Ensuite, Frieda Ekotto rappelle l’importance de la dimension transculturelle et anti-universalisante des théories sur le genre, qui est parfois évacuée. En effet, pour Ekotto, les Africaines, à présent considérées comme sujets, sont porteuses, en tant qu’actrices engagées politiquement, du devenir du continent africain. Mettant l’accent sur les pratiques de documentaristes africaines, elle démontre que, en partant de leur propre expérience, celles-ci rendent visibles les réalités des femmes et permettent de créer un nouvel imaginaire.

Nous voulons finalement signaler l’originalité de la démarche de St-Gelais qui, en incluant un catalogue d’oeuvres contemporaines dans cet ouvrage sous sa direction, permet d’actualiser les préoccupations liant théorie et création. Ainsi, l’exposition Loin des yeux près du corps rend visibles les rapports d’altérité et le rôle qu’y joue la perception. Les oeuvres montrent des corps féminins constamment incomplets; tronqués, absents, modifiés, multipliés, fragmentés, qui entrent en dialogue avec ceux des spectateurs et des spectatrices, dialogue qui devient alors vivant et incarné. St-Gelais désire détourner le regard vers la subjectivité, dans l’expérientiel, le mnémonique et le sensible afin de montrer les différents ancrages des marqueurs du féminin.

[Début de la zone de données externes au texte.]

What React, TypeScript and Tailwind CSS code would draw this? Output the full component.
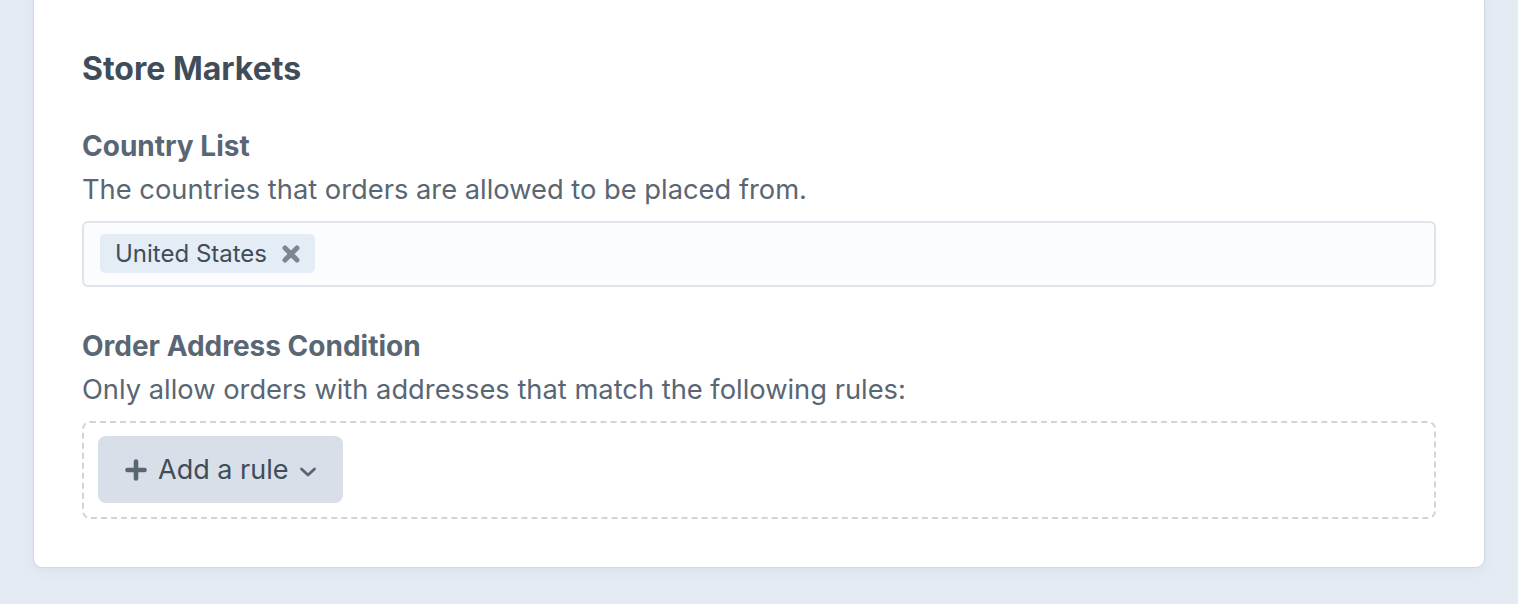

Comme nous l’avons démontré, les théories féministes postmodernes, adoptées par les auteures réunies dans cet ouvrage, permettent de mettre en valeur les nouvelles stratégies d’énonciation dans lesquelles s’immiscent sujet, fiction, imaginaire et engagement. Nous croyons que cette voie est innovatrice et ouvre un espace des possibles pour les recherches féministes actuelles sur le genre, toutes disciplines confondues.